If a gambler wins, how much does he win? We said that the casino would be fair, i.e. the expected outcome should be zero. That means that it the gambler bets $1, he should receive$26 if he wins, since the probability of getting the next letter right is exactly $\frac{1}{26}$ (thus the expected value of the change in the gambler’s fortune is $\frac{25}{26}\cdot (-1) + \frac{1}{26}\cdot (+25) = 0$.

Let’s keep playing this game until the word ABRACADABRA first appears and let’s denote the number of keystrokes up to this time as $T$. As soon as we see this word, we close our casino. How much was the revenue of our casino then? Remember that before each keystroke, a new gambler comes in and bets $1, and if he wins, he will only bet the money he has received so far, so our revenue will be exactly$ T$dollars.
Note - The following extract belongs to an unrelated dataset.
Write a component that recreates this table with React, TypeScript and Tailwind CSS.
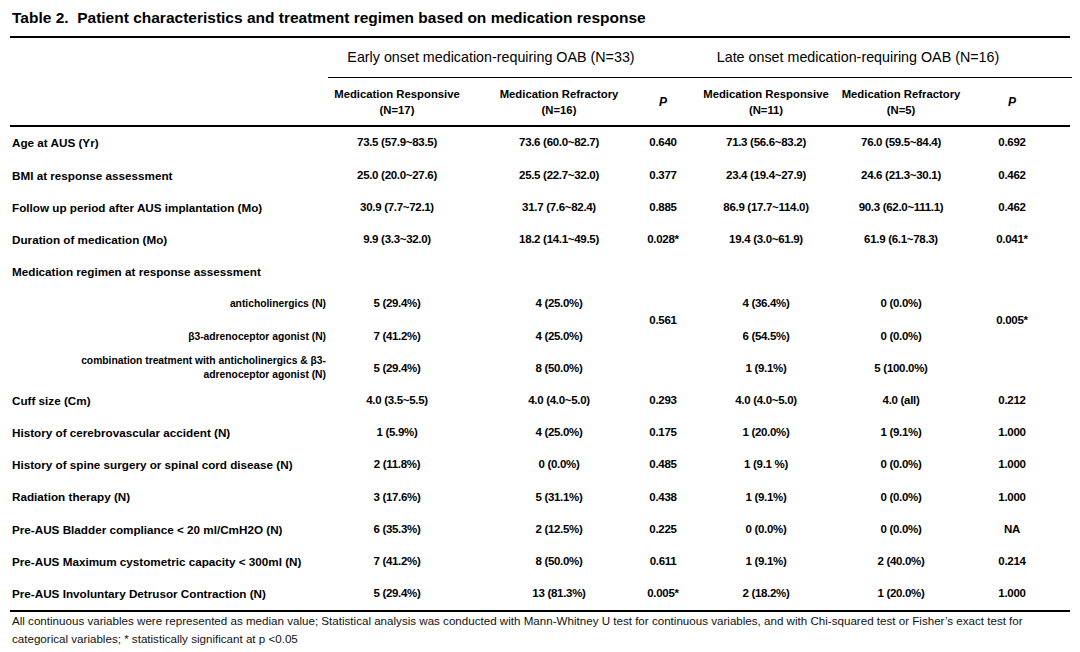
const grid = "grid grid-cols-[318px_150px_133px_104px_119px_123px_115px]";

// per-column nudges so the centred text lands where the reference has it
const colPad = ["", "pr-[12px]", "pl-[29px]", "", "pr-[17px]", "pl-[11px]", "pr-[5px]"];

type Row = [string, string, string, string, string, string, string];

const topRows: Row[] = [
  ["Age at AUS (Yr)", "73.5 (57.9~83.5)", "73.6 (60.0~82.7)", "0.640", "71.3 (56.6~83.2)", "76.0 (59.5~84.4)", "0.692"],
  ["BMI at response assessment", "25.0 (20.0~27.6)", "25.5 (22.7~32.0)", "0.377", "23.4 (19.4~27.9)", "24.6 (21.3~30.1)", "0.462"],
  ["Follow up period after AUS implantation (Mo)", "30.9 (7.7~72.1)", "31.7 (7.6~82.4)", "0.885", "86.9 (17.7~114.0)", "90.3 (62.0~111.1)", "0.462"],
  ["Duration of medication (Mo)", "9.9 (3.3~32.0)", "18.2 (14.1~49.5)", "0.028*", "19.4 (3.0~61.9)", "61.9 (6.1~78.3)", "0.041*"],
];

const bottomRows: Row[] = [
  ["Cuff size (Cm)", "4.0 (3.5~5.5)", "4.0 (4.0~5.0)", "0.293", "4.0 (4.0~5.0)", "4.0 (all)", "0.212"],
  ["History of cerebrovascular accident (N)", "1 (5.9%)", "4 (25.0%)", "0.175", "1 (20.0%)", "1 (9.1%)", "1.000"],
  ["History of spine surgery or spinal cord disease (N)", "2 (11.8%)", "0 (0.0%)", "0.485", "1 (9.1 %)", "0 (0.0%)", "1.000"],
  ["Radiation therapy (N)", "3 (17.6%)", "5 (31.1%)", "0.438", "1 (9.1%)", "0 (0.0%)", "1.000"],
  ["Pre-AUS Bladder compliance < 20 ml/CmH2O (N)", "6 (35.3%)", "2 (12.5%)", "0.225", "0 (0.0%)", "0 (0.0%)", "NA"],
  ["Pre-AUS Maximum cystometric capacity < 300ml (N)", "7 (41.2%)", "8 (50.0%)", "0.611", "1 (9.1%)", "2 (40.0%)", "0.214"],
  ["Pre-AUS Involuntary Detrusor Contraction (N)", "5 (29.4%)", "13 (81.3%)", "0.005*", "2 (18.2%)", "1 (20.0%)", "1.000"],
];

function DataRow({ row }: { row: Row }) {
  return (
    <div className={`${grid} h-[32.2px] items-center`}>
      <div className="pl-[2px] text-[11.7px] font-bold whitespace-nowrap">{row[0]}</div>
      {row.slice(1).map((v, i) => (
        <div key={i} className={`text-center text-[11.5px] tracking-[-0.3px] font-bold whitespace-nowrap ${colPad[i + 1]}`}>
          {v}
        </div>
      ))}
    </div>
  );
}

function Cell({ children, col, className = "" }: { children: React.ReactNode; col: number; className?: string }) {
  return (
    <div className={`flex items-center justify-center text-center font-bold whitespace-nowrap ${colPad[col]} ${className}`}>
      {children}
    </div>
  );
}

export default function App() {
  return (
    <div className="w-[1080px] h-[652px] bg-white px-[10px] text-black font-['Liberation_Sans',Arial,sans-serif] overflow-hidden">
      <div className="h-[36px] flex items-center pl-[2px] text-[15.5px] font-bold whitespace-pre">
        Table 2.  Patient characteristics and treatment regimen based on medication response
      </div>
      <div className="h-[2px] bg-black" />

      {/* group headers */}
      <div className="grid grid-cols-[318px_387px_357px] h-[39px] items-center text-[14.3px]">
        <div />
        <div className="text-center pr-[61px] whitespace-nowrap">Early onset medication-requiring OAB (N=33)</div>
        <div className="text-center pr-[71px] whitespace-nowrap">Late onset medication-requiring OAB (N=16)</div>
      </div>
      <div className="grid grid-cols-[318px_744px]">
        <div />
        <div className="h-px bg-black" />
      </div>

      {/* sub headers */}
      <div className={`${grid} h-[47px] items-center text-[11.3px] font-bold leading-[16px]`}>
        <div />
        <Cell col={1} className="flex-col">
          <span>Medication Responsive</span>
          <span>(N=17)</span>
        </Cell>
        <Cell col={2} className="flex-col">
          <span>Medication Refractory</span>
          <span>(N=16)</span>
        </Cell>
        <Cell col={3}>
          <span className="italic text-[12px]">P</span>
        </Cell>
        <Cell col={4} className="flex-col">
          <span>Medication Responsive</span>
          <span>(N=11)</span>
        </Cell>
        <Cell col={5} className="flex-col">
          <span>Medication Refractory</span>
          <span>(N=5)</span>
        </Cell>
        <Cell col={6}>
          <span className="italic text-[12px]">P</span>
        </Cell>
      </div>
      <div className="h-[2px] bg-black" />

      {topRows.map((r, i) => (
        <DataRow key={i} row={r} />
      ))}

      <div className="h-[32.2px] flex items-center pl-[2px] text-[11.7px] font-bold">
        Medication regimen at response assessment
      </div>

      {/* regimen block: P values span the first two lines */}
      <div className={`${grid} grid-rows-[32.2px_32.2px_32.2px] text-[11.5px] tracking-[-0.3px]`}>
        <div className="flex items-center justify-end pr-[2px] text-[10.3px] tracking-normal font-bold">anticholinergics (N)</div>
        <Cell col={1}>5 (29.4%)</Cell>
        <Cell col={2}>4 (25.0%)</Cell>
        <Cell col={3} className="row-span-2">0.561</Cell>
        <Cell col={4}>4 (36.4%)</Cell>
        <Cell col={5}>0 (0.0%)</Cell>
        <Cell col={6} className="row-span-2">0.005*</Cell>

        <div className="flex items-center justify-end pr-[2px] text-[10.3px] tracking-normal font-bold">β3-adrenoceptor agonist (N)</div>
        <Cell col={1}>7 (41.2%)</Cell>
        <Cell col={2}>4 (25.0%)</Cell>
        <Cell col={4}>6 (54.5%)</Cell>
        <Cell col={5}>0 (0.0%)</Cell>

        <div className="flex items-center justify-end pr-[2px] text-right text-[10.3px] tracking-normal font-bold leading-[14.5px]">
          <span>
            combination treatment with anticholinergics &amp; β3-
            <br />
            adrenoceptor agonist (N)
          </span>
        </div>
        <Cell col={1}>5 (29.4%)</Cell>
        <Cell col={2}>8 (50.0%)</Cell>
        <div />
        <Cell col={4}>1 (9.1%)</Cell>
        <Cell col={5}>5 (100.0%)</Cell>
        <div />
      </div>

      {bottomRows.map((r, i) => (
        <DataRow key={i} row={r} />
      ))}

      <div className="h-[2px] bg-black" />
      <p className="pl-[2px] text-[11.6px] leading-[18px] text-[#111]">
        All continuous variables were represented as median value; Statistical analysis was conducted with Mann-Whitney U test for continuous variables, and with Chi-squared test or Fisher’s exact test for categorical variables; * statistically significant at p &lt;0.05
      </p>
    </div>
  );
}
How much will we have to pay for the winners? Note that the only winners in the last round are the players who bet on A. How many of them are there? There is one that just came in before the last keystroke and this was his first bet. He wins$26. There was one who came three keystrokes earlier and he made four successful bets (ABRA). He wins $\$26^4$. Finally there is the luckiest gambler who went through the whole ABRACADABRA sequence, his prize will be$ \$26^{11}$. Thus our casino will have to give out $26^{11}+26^4+26$ dollars in total, which is just under the price of 200,000 WhatsApp acquisitions.

Now we will make one crucial observation: even at the time when we close the casino, the casino is fair! Thus in expectation our expenses will be equal to our income. Our income is $T$ dollars, the expected value of our expenses is $26^{11}+26^4+26$ dollars, thus $E(T)=26^{11}+26^4+26$. A beautiful solution, isn’t it? So if our monkey types at 150 characters per minute on average, we will have to wait around 47 million years until we see ABRACADABRA. Oh well.

## Time to be More Formal

After giving an intuitive outline of the solution, it is time to formalize the concepts that we used, to translate our fairy tales into mathematics. The mathematical model of the fair casino is called a martingale, named after a class of betting strategies that enjoyed popularity in 18th century France. The gambler’s fortune (or the casino’s, depending on our viewpoint) can be modeled with a sequence of random variables. $X_0$ will denote the gambler’s fortune before the game starts, $X_1$ the fortune after one round and so on. Such a sequence of random variables is called a stochastic process. We will require the expected value of the gambler’s fortune to be always finite.

How can we formalize the fairness of the game? Fairness means that the gambler’s fortune does not change in expectation, i.e. the expected value of $X_n$, given $X_1, X_2, \ldots, X_{n-1}$ is the same as $X_{n-1}$. This can be written as $E(X_n | X_1, X_2, \ldots, X_{n-1}) = X_{n-1}$ or, equivalently, $E(X_n – X_{n-1} | X_1, X_2, \ldots, X_{n-1}) = 0$.

The reader might be less comfortable with the first formulation. What does it mean, after all, that the conditional expected value of a random variable is another random variable? Shouldn’t the expected value be a number? The answer is that in order to have solid theoretical foundations for the definition of a martingale, we need a more sophisticated notion of conditional expectations. Such sophistication involves measure theory, which is outside the scope of this post. We will instead naively accept the definition above, and the reader can look up all the formal details in any serious probability text (such as [1]).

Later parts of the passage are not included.